# John Deere 6420 won't shift



## Ranger Dan (Jan 29, 2015)

I recently had my radiator and alternator replaced on my JD 6420, after the mechanic was finished I pulled up to disconnect the Bush Hog and pulled over to hook up the loader bucket. while lowering the boom for the bucket the shifter popped out of forward and will not go back in F/R, also the steering column lights all went dead, and the A/C blower went dead. I have checked the fuses , and modules, I have tried the GO HOME function and even this will not work. The Tractor starts up and all the Hydraulics work fine, although when it starts the steering column lights do not come on for a few seconds like they are suppose too. Lastly when I try to run a diagnostic, all I get is : ALL, BCU, and BIF cannot get the codes to show up. P.S. the transmission power light and the transmission eco light are blinking.

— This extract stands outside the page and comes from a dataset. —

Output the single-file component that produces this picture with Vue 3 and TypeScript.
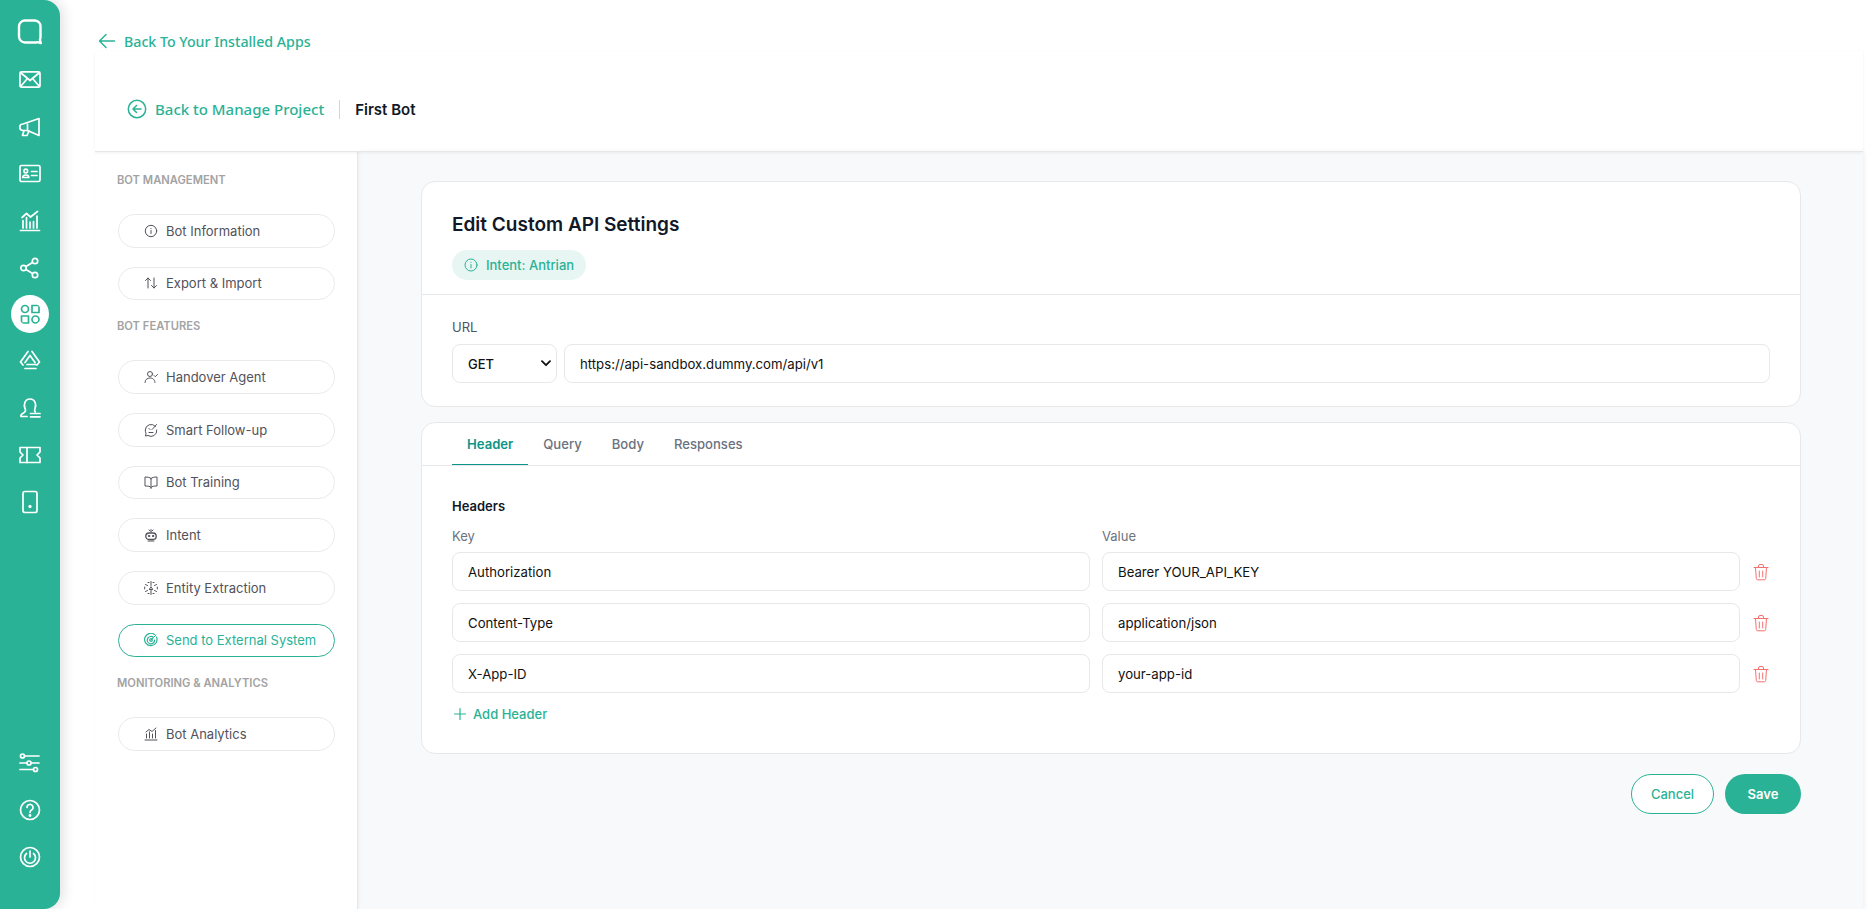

So far the mechanic and the Ag Pro company cannot figure it out. it has been two weeks. any and all help would be appreciated.

Ranger Dan


----------



## Orchard6 (Apr 30, 2014)

We've had issues with one of our 6420s having the instrument cluster quit working before. It's been awhile but it seems like it wouldn't start sometimes and other times it would but the dash wouldn't light up and the digital gauge wouldn't work and it wouldn't move. It seems like they had to replace the dash and possibly the computer but like I said it's been awhile ago so I can't remember what all was replaced.


----------



## somedevildawg (Jun 20, 2011)

Have you tried greentractortalk Dan? I would try on there, quite a few JD mechanics lurking there....good luck, let us know what u find....and welcome to haytalk!


----------



## PackMan2170 (Oct 6, 2014)

Had a very similar (although intermittent) poltergeist on my 7700. Turned out to be a relay, but it I had checked them all and it appeared to be working. You might check with your dealer and see if there are any re-designs on the relays, because mine was a re-design.

And welcome to HayTalk


----------



## Bazooka (Sep 17, 2013)

Ranger Dan said:


> I recently had my radiator and alternator replaced on my JD 6420, after the mechanic was finished I pulled up to disconnect the Bush Hog and pulled over to hook up the loader bucket. while lowering the boom for the bucket the shifter popped out of forward and will not go back in F/R, also the steering column lights all went dead, and the A/C blower went dead. I have checked the fuses , and modules, I have tried the GO HOME function and even this will not work. The Tractor starts up and all the Hydraulics work fine, although when it starts the steering column lights do not come on for a few seconds like they are suppose too. Lastly when I try to run a diagnostic, all I get is : ALL, BCU, and BIF cannot get the codes to show up. P.S. the transmission power light and the transmission eco light are blinking.
> 
> So far the mechanic and the Ag Pro company cannot figure it out. it has been two weeks. any and all help would be appreciated.
> 
> Ranger Dan


Been awhile on this one, Ranger Dan, have you gotten any results? I had a 6210 once that the instrument panel was weird, buzzing and flickering and the dome light and cigarette lighter wouldn't work. Blowing a 20 amp fuse, and I mean before you could get it all the way in. Long story short, it was the clock in the radio, but the radio was not even on that circuit and it worked fine, but the clock in it was tied into the circuit.


----------